Печатается по тексту «Ремесленной газеты», 1874, № 10, (с. 235–238) и № 13 (с. 308–309), где и было впервые напечатано.
В прижизненные сборники не включался.
Печатается по тексту журнала «Будильник», 1876, № 46, с. 3–5; № 47 с. 3–5 и № 48, с. 3–5; 1877, № 19 с. 3–4; № 20, с. 3–4.
Это последнее произведение Левитова осталось незавершенным. В примечании от редакции при публикации последнего отрывка сказано: «На этом и обрывается манускрипт „Всеядных“… Окончание очерка осталось тайной его талантливого автора, безвременно сошедшего в могилу».
Нумерация последних двух глав проставлена издателями.

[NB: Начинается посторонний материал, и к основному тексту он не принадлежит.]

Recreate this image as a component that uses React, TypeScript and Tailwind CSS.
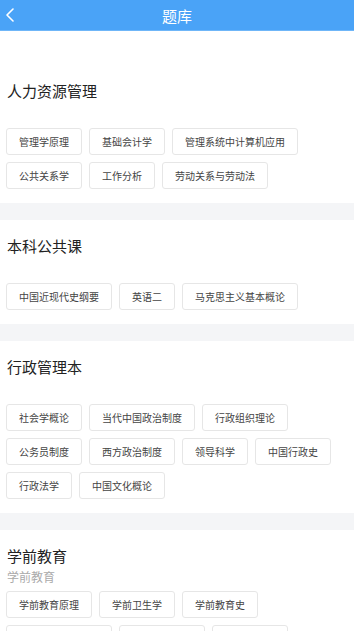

Златовратский вспоминал: «Вплоть до отправления его в клинику он работал, уже кашляя кровью, над своим очерком „Всеядные“, оставшимся немного неоконченным… Можете себе представить, каково было его положение и наше удивление, когда этот труд, писанный при таких возмутительных условиях, на который возлагалась надежда на приобретение лекарств и перемену квартиры, — потерпел крушение: издатель, в журнале которого было начато печатание этого очерка, заявил письменно, что продолжение этого труда по каким-то причинам не будет напечатано! Александр Иванович не выдержал и тотчас же, накинув свой плед, поехал к издателю… На дворе был мороз, вьюга… Он вернулся разбитый вконец, уничтоженный последним ударом злой судьбы, которая так неустанно преследовала его и так верно поразила в заключение…» (Н. Златовратский. Воспоминания. М., ГИХЛ, 1956, с. 302).
Е. Жезлова
А. И. Левитов
О своих героях — жителях предместий и городских застав, почлежек и столичных трущоб — Левитов как-то сказал с любовью и горечью: «Ах, какой там милый народец проживает!.. Боже мой!.. Лик божий, кажись, давно утерял, давно уж он весь от жизни измызган и заброшен за забор, как бабий истоптанный башмак, а эдак вот проживешь с ним, побеседуешь по душе, ан там, на глуби-то, внутри-то, она и светится, как светлячок, душа-то божья, и мигает. А кто к нему подойдет, к этой бедноте-то, вблизь-то, лицом к лицу, кто это будет до души-то этой в глуби докапываться?.. Никого нет, голубчик, никого. А ведь какие силы были!.. Вот хоть бы Лермонтов… Силища!..Если бы с этим поэтическим-то чутьем, какое было у Лермонтова, да кабы он к этой бедноте подошел (а уж он пробовал ведь!), что бы он там открыл!»[25]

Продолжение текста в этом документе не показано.